La deuxième question : le refus de la décideuse de rouvrir l’avis de danger était‑il raisonnable?

[19]  Le demandeur soutient que le rejet par la décideuse des nouveaux éléments de preuve comme n’étant pas substantiellement pertinents était déraisonnable.

Le risque attribuable aux opinions politiques imputées

[20]  Le demandeur soutient que, dans l’avis de danger, la décideuse a reconnu que la demande initiale présentée par le demandeur à titre de réfugié parrainé ne pouvait plus être considérée. Il soutient que, par conséquent, la présentation des nouveaux éléments de preuve à l’appui de la demande de réouverture de l’avis de danger correspondait à la première fois où la décideuse a été mise au courant de la nature du risque qui l’a amené à se voir accorder l’asile, et que le rejet, par la décideuse, de ces éléments de preuve comme n’étant pas substantiellement pertinents quant au risque relatif au retour du demandeur au Salvador était donc inintelligible.
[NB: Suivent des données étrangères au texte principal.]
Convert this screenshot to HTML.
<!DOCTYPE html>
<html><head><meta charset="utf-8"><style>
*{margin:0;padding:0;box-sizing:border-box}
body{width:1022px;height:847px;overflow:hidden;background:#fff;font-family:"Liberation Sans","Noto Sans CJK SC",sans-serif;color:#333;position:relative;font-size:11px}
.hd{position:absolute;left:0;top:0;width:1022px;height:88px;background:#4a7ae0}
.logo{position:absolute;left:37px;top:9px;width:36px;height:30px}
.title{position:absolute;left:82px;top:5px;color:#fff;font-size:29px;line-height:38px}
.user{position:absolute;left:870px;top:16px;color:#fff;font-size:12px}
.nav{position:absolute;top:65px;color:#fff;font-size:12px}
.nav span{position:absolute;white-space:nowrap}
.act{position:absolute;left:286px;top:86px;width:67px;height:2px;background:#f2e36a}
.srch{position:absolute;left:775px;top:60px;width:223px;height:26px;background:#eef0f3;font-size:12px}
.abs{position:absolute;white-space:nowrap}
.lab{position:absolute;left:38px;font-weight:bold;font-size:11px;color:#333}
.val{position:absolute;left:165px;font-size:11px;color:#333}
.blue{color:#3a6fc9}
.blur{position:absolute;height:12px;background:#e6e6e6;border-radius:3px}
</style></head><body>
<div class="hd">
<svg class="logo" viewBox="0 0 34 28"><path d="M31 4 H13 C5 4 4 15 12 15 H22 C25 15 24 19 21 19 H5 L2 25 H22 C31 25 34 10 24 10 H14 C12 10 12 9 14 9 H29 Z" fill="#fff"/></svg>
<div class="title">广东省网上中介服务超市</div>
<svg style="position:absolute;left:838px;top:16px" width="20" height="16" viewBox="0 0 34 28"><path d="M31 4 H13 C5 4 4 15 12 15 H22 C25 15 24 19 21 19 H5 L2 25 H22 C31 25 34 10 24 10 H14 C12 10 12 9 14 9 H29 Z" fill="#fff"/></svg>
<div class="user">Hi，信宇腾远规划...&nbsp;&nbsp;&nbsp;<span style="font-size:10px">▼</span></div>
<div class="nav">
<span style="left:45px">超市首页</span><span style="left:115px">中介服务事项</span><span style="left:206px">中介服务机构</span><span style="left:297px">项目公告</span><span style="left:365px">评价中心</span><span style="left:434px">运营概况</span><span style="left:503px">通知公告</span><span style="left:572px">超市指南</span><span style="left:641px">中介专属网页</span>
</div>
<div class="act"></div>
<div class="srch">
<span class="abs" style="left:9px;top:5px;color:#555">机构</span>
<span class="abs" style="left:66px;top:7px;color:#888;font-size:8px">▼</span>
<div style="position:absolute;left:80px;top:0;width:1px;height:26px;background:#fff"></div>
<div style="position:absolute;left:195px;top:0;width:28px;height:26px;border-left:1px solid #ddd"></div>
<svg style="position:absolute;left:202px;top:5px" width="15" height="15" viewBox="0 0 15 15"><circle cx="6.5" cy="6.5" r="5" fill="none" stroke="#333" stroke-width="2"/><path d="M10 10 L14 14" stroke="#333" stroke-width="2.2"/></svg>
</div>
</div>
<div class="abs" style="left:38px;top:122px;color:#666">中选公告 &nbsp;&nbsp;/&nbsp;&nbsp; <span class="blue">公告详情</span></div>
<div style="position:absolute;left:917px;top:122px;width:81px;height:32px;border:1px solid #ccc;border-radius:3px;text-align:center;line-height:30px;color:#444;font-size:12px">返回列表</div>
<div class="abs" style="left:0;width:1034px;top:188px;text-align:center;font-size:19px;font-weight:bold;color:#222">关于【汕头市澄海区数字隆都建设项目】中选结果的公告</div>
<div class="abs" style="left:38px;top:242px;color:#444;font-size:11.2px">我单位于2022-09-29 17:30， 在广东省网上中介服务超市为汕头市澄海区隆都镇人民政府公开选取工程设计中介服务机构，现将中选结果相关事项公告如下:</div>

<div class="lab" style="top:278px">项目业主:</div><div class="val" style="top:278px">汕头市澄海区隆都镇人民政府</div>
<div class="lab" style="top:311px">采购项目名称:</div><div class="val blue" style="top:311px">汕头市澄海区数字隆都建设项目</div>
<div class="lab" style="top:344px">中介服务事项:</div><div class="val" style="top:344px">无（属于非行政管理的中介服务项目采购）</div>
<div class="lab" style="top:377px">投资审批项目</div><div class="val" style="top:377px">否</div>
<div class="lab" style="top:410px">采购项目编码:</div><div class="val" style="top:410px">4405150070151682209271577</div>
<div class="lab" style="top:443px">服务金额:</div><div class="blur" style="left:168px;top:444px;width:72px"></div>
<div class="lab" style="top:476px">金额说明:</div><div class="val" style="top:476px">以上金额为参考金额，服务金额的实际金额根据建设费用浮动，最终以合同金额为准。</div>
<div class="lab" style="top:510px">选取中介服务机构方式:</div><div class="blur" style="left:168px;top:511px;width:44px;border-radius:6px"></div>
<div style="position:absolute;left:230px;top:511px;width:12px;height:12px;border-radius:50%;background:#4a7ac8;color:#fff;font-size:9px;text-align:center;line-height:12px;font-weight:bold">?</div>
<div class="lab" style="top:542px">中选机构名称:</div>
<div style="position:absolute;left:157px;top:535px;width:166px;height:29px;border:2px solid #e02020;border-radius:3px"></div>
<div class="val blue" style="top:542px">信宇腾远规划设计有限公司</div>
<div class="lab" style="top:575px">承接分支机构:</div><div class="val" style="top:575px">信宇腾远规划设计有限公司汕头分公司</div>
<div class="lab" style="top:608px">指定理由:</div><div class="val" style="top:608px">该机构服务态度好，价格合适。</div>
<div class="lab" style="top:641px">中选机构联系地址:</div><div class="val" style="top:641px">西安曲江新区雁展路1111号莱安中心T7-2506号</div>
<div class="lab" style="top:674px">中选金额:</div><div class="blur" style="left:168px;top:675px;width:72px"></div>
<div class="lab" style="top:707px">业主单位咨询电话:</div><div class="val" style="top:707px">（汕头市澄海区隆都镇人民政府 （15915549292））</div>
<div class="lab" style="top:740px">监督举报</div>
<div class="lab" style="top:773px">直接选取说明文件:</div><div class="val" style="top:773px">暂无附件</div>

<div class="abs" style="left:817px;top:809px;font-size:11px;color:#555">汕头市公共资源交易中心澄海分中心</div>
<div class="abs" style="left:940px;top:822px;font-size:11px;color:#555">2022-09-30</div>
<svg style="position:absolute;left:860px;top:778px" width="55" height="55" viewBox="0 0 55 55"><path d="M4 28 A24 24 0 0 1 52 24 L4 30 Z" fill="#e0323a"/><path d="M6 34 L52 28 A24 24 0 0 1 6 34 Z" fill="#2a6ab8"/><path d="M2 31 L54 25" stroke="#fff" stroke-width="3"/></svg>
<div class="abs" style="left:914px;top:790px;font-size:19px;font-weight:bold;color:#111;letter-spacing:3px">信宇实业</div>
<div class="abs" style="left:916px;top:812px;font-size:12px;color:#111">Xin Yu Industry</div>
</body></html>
[21]  Je tiens d’abord à souligner que, contrairement aux observations du demandeur, la décideuse n’a pas reconnu que ces nouveaux éléments de preuve établissaient que le demandeur courait un risque accru d’être ciblé en raison d’opinions politiques imputées. Elle a plutôt déclaré que le demandeur avait mentionné que des membres de la famille Recinos étaient expressément ciblés pour des activités politiques et que, par conséquent, le demandeur risquait davantage d’être ciblé en raison des liens antérieurs de sa famille. Elle a ajouté que, bien que la preuve ait jeté de la lumière sur l’expérience des membres de la famille lorsqu’ils ont fui le Salvador il y a une trentaine d’années, elle ne constituait pas une nouvelle preuve qui aurait une incidence substantielle sur l’issue de l’avis de danger. À mon avis, cette appréciation est raisonnable en l’absence de toute preuve donnant à penser que tout risque auquel le demandeur faisait face il y a 30 ans perdure.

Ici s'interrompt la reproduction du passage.